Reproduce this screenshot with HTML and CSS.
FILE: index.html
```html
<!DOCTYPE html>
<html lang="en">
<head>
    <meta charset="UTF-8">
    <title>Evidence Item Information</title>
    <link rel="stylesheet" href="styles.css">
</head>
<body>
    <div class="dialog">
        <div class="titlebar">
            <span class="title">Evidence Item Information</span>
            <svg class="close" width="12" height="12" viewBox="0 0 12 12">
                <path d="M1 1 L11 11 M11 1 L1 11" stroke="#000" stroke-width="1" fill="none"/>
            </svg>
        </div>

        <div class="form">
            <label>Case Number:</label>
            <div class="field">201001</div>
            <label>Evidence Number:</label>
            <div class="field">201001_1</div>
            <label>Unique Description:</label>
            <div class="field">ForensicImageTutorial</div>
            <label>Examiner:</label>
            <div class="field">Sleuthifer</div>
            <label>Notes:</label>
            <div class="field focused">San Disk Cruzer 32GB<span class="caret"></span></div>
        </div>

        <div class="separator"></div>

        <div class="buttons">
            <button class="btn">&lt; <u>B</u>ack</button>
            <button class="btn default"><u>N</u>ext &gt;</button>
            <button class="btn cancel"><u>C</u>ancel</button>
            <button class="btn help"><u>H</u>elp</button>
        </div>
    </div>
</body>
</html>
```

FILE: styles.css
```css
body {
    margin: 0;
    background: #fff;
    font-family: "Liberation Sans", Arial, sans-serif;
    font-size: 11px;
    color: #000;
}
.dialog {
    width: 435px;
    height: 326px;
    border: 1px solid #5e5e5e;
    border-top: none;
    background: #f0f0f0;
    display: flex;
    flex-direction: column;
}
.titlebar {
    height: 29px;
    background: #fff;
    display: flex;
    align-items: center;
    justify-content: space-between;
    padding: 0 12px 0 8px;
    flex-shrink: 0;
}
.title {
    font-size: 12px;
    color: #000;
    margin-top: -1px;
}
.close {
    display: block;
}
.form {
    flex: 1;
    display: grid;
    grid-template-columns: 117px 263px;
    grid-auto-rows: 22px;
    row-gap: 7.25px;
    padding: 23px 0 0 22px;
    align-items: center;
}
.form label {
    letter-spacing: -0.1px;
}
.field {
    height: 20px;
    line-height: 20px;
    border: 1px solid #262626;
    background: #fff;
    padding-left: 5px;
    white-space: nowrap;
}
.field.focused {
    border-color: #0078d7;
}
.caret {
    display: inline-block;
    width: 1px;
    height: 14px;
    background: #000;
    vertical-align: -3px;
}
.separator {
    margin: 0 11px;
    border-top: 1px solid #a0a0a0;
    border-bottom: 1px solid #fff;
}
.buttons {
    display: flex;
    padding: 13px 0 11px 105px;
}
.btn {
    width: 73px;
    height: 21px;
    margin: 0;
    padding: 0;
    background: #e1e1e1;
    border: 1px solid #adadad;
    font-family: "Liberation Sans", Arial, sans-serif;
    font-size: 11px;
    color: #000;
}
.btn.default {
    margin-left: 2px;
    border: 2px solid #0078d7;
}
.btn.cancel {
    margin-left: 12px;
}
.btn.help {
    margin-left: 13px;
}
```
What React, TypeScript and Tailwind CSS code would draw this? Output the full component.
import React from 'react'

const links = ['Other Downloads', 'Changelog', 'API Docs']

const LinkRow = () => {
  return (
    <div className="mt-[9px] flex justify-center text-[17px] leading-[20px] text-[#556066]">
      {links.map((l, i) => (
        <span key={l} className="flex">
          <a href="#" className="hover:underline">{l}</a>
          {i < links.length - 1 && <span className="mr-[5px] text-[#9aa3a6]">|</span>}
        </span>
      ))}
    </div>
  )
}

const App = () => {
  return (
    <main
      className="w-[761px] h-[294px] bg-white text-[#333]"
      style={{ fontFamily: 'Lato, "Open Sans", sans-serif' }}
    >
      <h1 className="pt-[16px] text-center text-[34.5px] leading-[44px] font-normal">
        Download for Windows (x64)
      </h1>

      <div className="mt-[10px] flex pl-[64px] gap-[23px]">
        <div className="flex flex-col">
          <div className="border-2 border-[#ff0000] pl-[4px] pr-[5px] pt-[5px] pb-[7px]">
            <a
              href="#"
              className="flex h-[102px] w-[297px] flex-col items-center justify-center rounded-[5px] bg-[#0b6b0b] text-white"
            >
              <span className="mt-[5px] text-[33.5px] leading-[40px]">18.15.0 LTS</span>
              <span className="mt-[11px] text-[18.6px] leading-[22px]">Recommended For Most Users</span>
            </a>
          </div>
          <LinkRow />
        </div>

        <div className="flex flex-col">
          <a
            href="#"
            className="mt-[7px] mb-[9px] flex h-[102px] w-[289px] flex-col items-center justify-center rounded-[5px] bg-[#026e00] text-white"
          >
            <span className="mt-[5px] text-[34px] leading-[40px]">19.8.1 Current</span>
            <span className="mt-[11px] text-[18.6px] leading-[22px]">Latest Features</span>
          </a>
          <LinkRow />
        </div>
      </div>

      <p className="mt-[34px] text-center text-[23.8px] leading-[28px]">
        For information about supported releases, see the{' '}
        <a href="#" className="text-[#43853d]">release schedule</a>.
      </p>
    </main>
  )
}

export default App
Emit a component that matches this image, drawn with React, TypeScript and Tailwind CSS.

--

Problem to solve:
Copy all of the data. Keep every word exactly as it is.

Result of this task:
Reproduce this screenshot with HTML and CSS.
FILE: index.html
```html
<!DOCTYPE html>
<html lang="en">
<head>
    <meta charset="UTF-8">
    <title>Evidence Item Information</title>
    <link rel="stylesheet" href="styles.css">
</head>
<body>
    <div class="dialog">
        <div class="titlebar">
            <span class="title">Evidence Item Information</span>
            <svg class="close" width="12" height="12" viewBox="0 0 12 12">
                <path d="M1 1 L11 11 M11 1 L1 11" stroke="#000" stroke-width="1" fill="none"/>
            </svg>
        </div>

        <div class="form">
            <label>Case Number:</label>
            <div class="field">201001</div>
            <label>Evidence Number:</label>
            <div class="field">201001_1</div>
            <label>Unique Description:</label>
            <div class="field">ForensicImageTutorial</div>
            <label>Examiner:</label>
            <div class="field">Sleuthifer</div>
            <label>Notes:</label>
            <div class="field focused">San Disk Cruzer 32GB<span class="caret"></span></div>
        </div>

        <div class="separator"></div>

        <div class="buttons">
            <button class="btn">&lt; <u>B</u>ack</button>
            <button class="btn default"><u>N</u>ext &gt;</button>
            <button class="btn cancel"><u>C</u>ancel</button>
            <button class="btn help"><u>H</u>elp</button>
        </div>
    </div>
</body>
</html>
```

FILE: styles.css
```css
body {
    margin: 0;
    background: #fff;
    font-family: "Liberation Sans", Arial, sans-serif;
    font-size: 11px;
    color: #000;
}
.dialog {
    width: 435px;
    height: 326px;
    border: 1px solid #5e5e5e;
    border-top: none;
    background: #f0f0f0;
    display: flex;
    flex-direction: column;
}
.titlebar {
    height: 29px;
    background: #fff;
    display: flex;
    align-items: center;
    justify-content: space-between;
    padding: 0 12px 0 8px;
    flex-shrink: 0;
}
.title {
    font-size: 12px;
    color: #000;
    margin-top: -1px;
}
.close {
    display: block;
}
.form {
    flex: 1;
    display: grid;
    grid-template-columns: 117px 263px;
    grid-auto-rows: 22px;
    row-gap: 7.25px;
    padding: 23px 0 0 22px;
    align-items: center;
}
.form label {
    letter-spacing: -0.1px;
}
.field {
    height: 20px;
    line-height: 20px;
    border: 1px solid #262626;
    background: #fff;
    padding-left: 5px;
    white-space: nowrap;
}
.field.focused {
    border-color: #0078d7;
}
.caret {
    display: inline-block;
    width: 1px;
    height: 14px;
    background: #000;
    vertical-align: -3px;
}
.separator {
    margin: 0 11px;
    border-top: 1px solid #a0a0a0;
    border-bottom: 1px solid #fff;
}
.buttons {
    display: flex;
    padding: 13px 0 11px 105px;
}
.btn {
    width: 73px;
    height: 21px;
    margin: 0;
    padding: 0;
    background: #e1e1e1;
    border: 1px solid #adadad;
    font-family: "Liberation Sans", Arial, sans-serif;
    font-size: 11px;
    color: #000;
}
.btn.default {
    margin-left: 2px;
    border: 2px solid #0078d7;
}
.btn.cancel {
    margin-left: 12px;
}
.btn.help {
    margin-left: 13px;
}
```
What React, TypeScript and Tailwind CSS code would draw this? Output the full component.
import React from 'react'

const links = ['Other Downloads', 'Changelog', 'API Docs']

const LinkRow = () => {
  return (
    <div className="mt-[9px] flex justify-center text-[17px] leading-[20px] text-[#556066]">
      {links.map((l, i) => (
        <span key={l} className="flex">
          <a href="#" className="hover:underline">{l}</a>
          {i < links.length - 1 && <span className="mr-[5px] text-[#9aa3a6]">|</span>}
        </span>
      ))}
    </div>
  )
}

const App = () => {
  return (
    <main
      className="w-[761px] h-[294px] bg-white text-[#333]"
      style={{ fontFamily: 'Lato, "Open Sans", sans-serif' }}
    >
      <h1 className="pt-[16px] text-center text-[34.5px] leading-[44px] font-normal">
        Download for Windows (x64)
      </h1>

      <div className="mt-[10px] flex pl-[64px] gap-[23px]">
        <div className="flex flex-col">
          <div className="border-2 border-[#ff0000] pl-[4px] pr-[5px] pt-[5px] pb-[7px]">
            <a
              href="#"
              className="flex h-[102px] w-[297px] flex-col items-center justify-center rounded-[5px] bg-[#0b6b0b] text-white"
            >
              <span className="mt-[5px] text-[33.5px] leading-[40px]">18.15.0 LTS</span>
              <span className="mt-[11px] text-[18.6px] leading-[22px]">Recommended For Most Users</span>
            </a>
          </div>
          <LinkRow />
        </div>

        <div className="flex flex-col">
          <a
            href="#"
            className="mt-[7px] mb-[9px] flex h-[102px] w-[289px] flex-col items-center justify-center rounded-[5px] bg-[#026e00] text-white"
          >
            <span className="mt-[5px] text-[34px] leading-[40px]">19.8.1 Current</span>
            <span className="mt-[11px] text-[18.6px] leading-[22px]">Latest Features</span>
          </a>
          <LinkRow />
        </div>
      </div>

      <p className="mt-[34px] text-center text-[23.8px] leading-[28px]">
        For information about supported releases, see the{' '}
        <a href="#" className="text-[#43853d]">release schedule</a>.
      </p>
    </main>
  )
}

export default App
Emit a component that matches this image, drawn with React, TypeScript and Tailwind CSS.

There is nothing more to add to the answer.